Work required - Print word for word the first line of the listing below and every line after it, through the line with "import React from". Leave out the pictures and the rest.

Source material -
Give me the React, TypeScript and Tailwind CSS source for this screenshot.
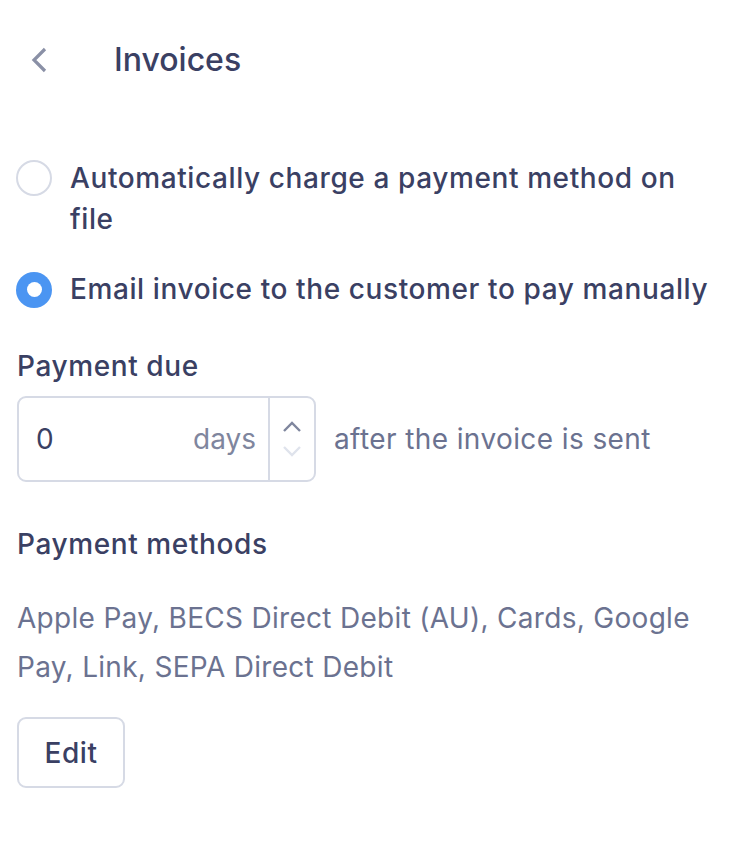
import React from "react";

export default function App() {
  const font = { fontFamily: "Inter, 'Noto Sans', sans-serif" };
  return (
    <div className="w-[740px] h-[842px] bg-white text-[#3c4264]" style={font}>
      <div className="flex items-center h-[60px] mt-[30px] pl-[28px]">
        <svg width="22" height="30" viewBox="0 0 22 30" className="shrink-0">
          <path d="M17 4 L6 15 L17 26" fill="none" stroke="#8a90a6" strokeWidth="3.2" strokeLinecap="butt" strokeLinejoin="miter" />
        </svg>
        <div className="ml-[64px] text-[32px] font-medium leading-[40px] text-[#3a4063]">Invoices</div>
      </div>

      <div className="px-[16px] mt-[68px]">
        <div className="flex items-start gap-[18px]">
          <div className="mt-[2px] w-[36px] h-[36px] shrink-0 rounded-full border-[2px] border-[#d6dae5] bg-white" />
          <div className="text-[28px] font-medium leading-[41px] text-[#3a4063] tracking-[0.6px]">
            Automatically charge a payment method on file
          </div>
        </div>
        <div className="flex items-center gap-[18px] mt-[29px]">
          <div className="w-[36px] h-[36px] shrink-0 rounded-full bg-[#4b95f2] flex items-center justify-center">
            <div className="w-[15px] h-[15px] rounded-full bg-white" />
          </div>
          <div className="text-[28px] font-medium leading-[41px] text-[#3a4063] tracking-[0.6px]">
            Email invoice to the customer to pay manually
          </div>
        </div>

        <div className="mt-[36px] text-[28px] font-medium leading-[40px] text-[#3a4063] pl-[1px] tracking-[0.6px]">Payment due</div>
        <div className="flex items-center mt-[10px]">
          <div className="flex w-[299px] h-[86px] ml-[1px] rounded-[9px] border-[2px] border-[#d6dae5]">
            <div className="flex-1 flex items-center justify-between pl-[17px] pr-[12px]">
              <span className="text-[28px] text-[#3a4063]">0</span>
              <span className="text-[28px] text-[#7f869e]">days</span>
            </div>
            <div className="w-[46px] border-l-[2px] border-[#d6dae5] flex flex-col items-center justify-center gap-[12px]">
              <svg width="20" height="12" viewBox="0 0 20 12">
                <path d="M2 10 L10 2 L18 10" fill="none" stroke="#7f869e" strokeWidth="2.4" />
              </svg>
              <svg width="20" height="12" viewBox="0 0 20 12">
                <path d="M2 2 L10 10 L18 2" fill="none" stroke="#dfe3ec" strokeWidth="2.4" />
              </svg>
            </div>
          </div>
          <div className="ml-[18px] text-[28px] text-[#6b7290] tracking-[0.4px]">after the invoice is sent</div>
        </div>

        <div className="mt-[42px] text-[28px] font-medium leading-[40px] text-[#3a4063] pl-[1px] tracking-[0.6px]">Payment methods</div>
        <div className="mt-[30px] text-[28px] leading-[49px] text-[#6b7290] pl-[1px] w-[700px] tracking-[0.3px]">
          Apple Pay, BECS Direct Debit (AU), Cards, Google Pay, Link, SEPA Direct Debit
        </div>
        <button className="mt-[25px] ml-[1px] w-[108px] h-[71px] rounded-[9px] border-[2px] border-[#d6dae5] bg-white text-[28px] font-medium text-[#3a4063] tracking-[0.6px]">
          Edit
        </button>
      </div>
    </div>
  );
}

Result of this task -
Give me the React, TypeScript and Tailwind CSS source for this screenshot.
import React from "react";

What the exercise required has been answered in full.